--- START Provided material ---
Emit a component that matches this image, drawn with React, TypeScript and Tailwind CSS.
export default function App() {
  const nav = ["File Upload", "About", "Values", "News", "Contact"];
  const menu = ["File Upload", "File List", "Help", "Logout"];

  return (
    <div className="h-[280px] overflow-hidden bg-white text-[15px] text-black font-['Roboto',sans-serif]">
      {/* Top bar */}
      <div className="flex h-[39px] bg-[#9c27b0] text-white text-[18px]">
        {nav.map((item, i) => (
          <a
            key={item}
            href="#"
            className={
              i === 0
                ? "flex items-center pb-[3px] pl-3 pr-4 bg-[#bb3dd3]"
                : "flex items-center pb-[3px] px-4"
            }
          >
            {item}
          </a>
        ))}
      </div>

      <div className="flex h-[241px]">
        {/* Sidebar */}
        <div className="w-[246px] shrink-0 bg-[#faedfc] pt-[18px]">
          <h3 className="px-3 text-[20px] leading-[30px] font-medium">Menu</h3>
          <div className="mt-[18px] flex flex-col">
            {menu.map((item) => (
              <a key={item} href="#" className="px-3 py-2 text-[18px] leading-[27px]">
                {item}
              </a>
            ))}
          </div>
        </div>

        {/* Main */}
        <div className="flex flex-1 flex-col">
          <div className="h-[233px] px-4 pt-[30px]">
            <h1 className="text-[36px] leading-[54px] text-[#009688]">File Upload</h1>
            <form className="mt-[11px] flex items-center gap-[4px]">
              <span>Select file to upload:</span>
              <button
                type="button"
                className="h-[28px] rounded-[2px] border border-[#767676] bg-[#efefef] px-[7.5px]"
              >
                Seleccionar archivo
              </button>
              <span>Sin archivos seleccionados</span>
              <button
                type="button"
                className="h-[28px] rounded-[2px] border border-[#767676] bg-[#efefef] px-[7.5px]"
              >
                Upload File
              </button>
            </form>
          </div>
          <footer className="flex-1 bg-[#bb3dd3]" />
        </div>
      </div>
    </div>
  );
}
--- END Provided material ---
**Written task**
Quote the data above in full, changing nothing.

**Solution for this exercise**
Emit a component that matches this image, drawn with React, TypeScript and Tailwind CSS.
export default function App() {
  const nav = ["File Upload", "About", "Values", "News", "Contact"];
  const menu = ["File Upload", "File List", "Help", "Logout"];

  return (
    <div className="h-[280px] overflow-hidden bg-white text-[15px] text-black font-['Roboto',sans-serif]">
      {/* Top bar */}
      <div className="flex h-[39px] bg-[#9c27b0] text-white text-[18px]">
        {nav.map((item, i) => (
          <a
            key={item}
            href="#"
            className={
              i === 0
                ? "flex items-center pb-[3px] pl-3 pr-4 bg-[#bb3dd3]"
                : "flex items-center pb-[3px] px-4"
            }
          >
            {item}
          </a>
        ))}
      </div>

      <div className="flex h-[241px]">
        {/* Sidebar */}
        <div className="w-[246px] shrink-0 bg-[#faedfc] pt-[18px]">
          <h3 className="px-3 text-[20px] leading-[30px] font-medium">Menu</h3>
          <div className="mt-[18px] flex flex-col">
            {menu.map((item) => (
              <a key={item} href="#" className="px-3 py-2 text-[18px] leading-[27px]">
                {item}
              </a>
            ))}
          </div>
        </div>

        {/* Main */}
        <div className="flex flex-1 flex-col">
          <div className="h-[233px] px-4 pt-[30px]">
            <h1 className="text-[36px] leading-[54px] text-[#009688]">File Upload</h1>
            <form className="mt-[11px] flex items-center gap-[4px]">
              <span>Select file to upload:</span>
              <button
                type="button"
                className="h-[28px] rounded-[2px] border border-[#767676] bg-[#efefef] px-[7.5px]"
              >
                Seleccionar archivo
              </button>
              <span>Sin archivos seleccionados</span>
              <button
                type="button"
                className="h-[28px] rounded-[2px] border border-[#767676] bg-[#efefef] px-[7.5px]"
              >
                Upload File
              </button>
            </form>
          </div>
          <footer className="flex-1 bg-[#bb3dd3]" />
        </div>
      </div>
    </div>
  );
}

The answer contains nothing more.